MIFF 2011: The Innkeepers
July 29th 2011 03:08
Ti West’s follow up to his acclaimed 80’s set satanic horror film House of the Devil (2009) is a superbly constructed horror comedy that allows adequate time for characterisation in the build up to its scary set pieces. A Connecticut hotel, 'The Yankee Pedlar' is on its last legs and in the final week before its closure only two employees remain to oversee the last rites. Claire (Sara Paxton) and Luke (Pat Healy) who is fooling around with a website he’s created exploiting the unverified haunted history of the Pedlar.
Before the place is finally closed both would love to acquire some genuine proof of its dark past which centres around the figure of the hotel's former tenant. After a well-honed sense of camaraderie is established between the pair, things start to go bump in the night. The Pedlar's sole remaining guest, former actress and now half-baked mystic, Leanne Rease-Jones (Kelly McGillis), reluctantly contributes to their amateurish enquiries into the paranormal.
The comedic aspects of The Innkeepers (2011) were like a release valve for the director - a means by which he sought a bit of fun in intermittently abandoning the relentless, sinister seriousness of his recent films. Though Claire’s goofiness is perhaps a little overstretched, and in a couple of instances annoying, I kind of rolled with it, trusting West to deliver the goods. And he does, incrementally elevating the degrees of tension but never forgetting to allow moments of levity to sneak through the cracks.
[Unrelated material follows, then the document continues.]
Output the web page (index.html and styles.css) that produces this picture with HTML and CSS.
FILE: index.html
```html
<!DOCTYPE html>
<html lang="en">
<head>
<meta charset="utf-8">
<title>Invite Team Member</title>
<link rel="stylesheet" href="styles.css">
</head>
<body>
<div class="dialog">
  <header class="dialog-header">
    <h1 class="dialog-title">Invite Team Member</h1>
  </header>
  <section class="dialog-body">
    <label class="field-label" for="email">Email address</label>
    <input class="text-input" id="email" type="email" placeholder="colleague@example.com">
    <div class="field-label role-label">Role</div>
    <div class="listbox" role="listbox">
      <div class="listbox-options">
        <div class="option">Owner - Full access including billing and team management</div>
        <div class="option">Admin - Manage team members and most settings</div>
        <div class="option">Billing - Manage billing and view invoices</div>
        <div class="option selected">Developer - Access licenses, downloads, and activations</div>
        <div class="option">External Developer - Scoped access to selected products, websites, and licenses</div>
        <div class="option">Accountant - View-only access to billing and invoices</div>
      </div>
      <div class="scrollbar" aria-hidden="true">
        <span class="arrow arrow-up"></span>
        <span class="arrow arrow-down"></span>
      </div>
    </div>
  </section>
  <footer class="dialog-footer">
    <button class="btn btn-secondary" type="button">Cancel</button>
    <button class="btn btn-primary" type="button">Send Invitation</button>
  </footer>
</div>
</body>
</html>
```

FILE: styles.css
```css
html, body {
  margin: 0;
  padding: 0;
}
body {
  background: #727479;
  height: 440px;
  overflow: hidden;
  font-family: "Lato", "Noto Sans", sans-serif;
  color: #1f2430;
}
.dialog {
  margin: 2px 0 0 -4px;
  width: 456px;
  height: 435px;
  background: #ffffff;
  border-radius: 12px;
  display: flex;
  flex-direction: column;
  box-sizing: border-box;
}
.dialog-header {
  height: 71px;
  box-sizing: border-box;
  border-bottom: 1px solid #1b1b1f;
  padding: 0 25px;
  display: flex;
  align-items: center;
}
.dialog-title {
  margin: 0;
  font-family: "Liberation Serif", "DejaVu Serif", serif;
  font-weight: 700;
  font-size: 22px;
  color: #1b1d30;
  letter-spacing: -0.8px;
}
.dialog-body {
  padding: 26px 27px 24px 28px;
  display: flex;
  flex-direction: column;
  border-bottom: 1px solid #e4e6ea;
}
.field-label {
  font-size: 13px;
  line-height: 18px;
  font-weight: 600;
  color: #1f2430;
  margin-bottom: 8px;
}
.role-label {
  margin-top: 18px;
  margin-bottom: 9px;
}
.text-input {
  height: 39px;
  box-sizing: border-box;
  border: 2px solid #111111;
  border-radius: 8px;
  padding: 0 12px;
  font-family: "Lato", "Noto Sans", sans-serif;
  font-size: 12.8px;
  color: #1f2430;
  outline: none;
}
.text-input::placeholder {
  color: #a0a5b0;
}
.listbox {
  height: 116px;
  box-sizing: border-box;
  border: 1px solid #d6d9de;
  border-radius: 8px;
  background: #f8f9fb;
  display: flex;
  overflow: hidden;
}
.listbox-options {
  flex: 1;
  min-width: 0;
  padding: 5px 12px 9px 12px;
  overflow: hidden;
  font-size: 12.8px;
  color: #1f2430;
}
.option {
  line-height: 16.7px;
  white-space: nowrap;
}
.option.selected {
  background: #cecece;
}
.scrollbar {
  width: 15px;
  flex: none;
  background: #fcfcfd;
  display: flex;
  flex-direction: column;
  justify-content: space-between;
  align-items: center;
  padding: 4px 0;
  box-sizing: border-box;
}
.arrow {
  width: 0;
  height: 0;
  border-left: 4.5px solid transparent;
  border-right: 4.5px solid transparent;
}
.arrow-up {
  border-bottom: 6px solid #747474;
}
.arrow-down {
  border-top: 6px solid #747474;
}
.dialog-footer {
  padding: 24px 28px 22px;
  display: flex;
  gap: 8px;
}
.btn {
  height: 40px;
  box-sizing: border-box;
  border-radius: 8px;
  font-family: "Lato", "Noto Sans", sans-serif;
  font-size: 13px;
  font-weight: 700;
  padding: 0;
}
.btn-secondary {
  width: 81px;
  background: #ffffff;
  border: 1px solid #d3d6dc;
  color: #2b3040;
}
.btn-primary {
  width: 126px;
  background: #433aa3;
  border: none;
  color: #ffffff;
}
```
West is a seriously good director; his calculated, slithering utilization of the camera as it treks through the tight corridors, cleverly making use of space, is another highlight of what is an exceptionally well crafted, low budget film. Special mention to composer Jeff Grace too for his score which includes a superb opening titles cue and ramps up the more frantic frights in appropriate fashion.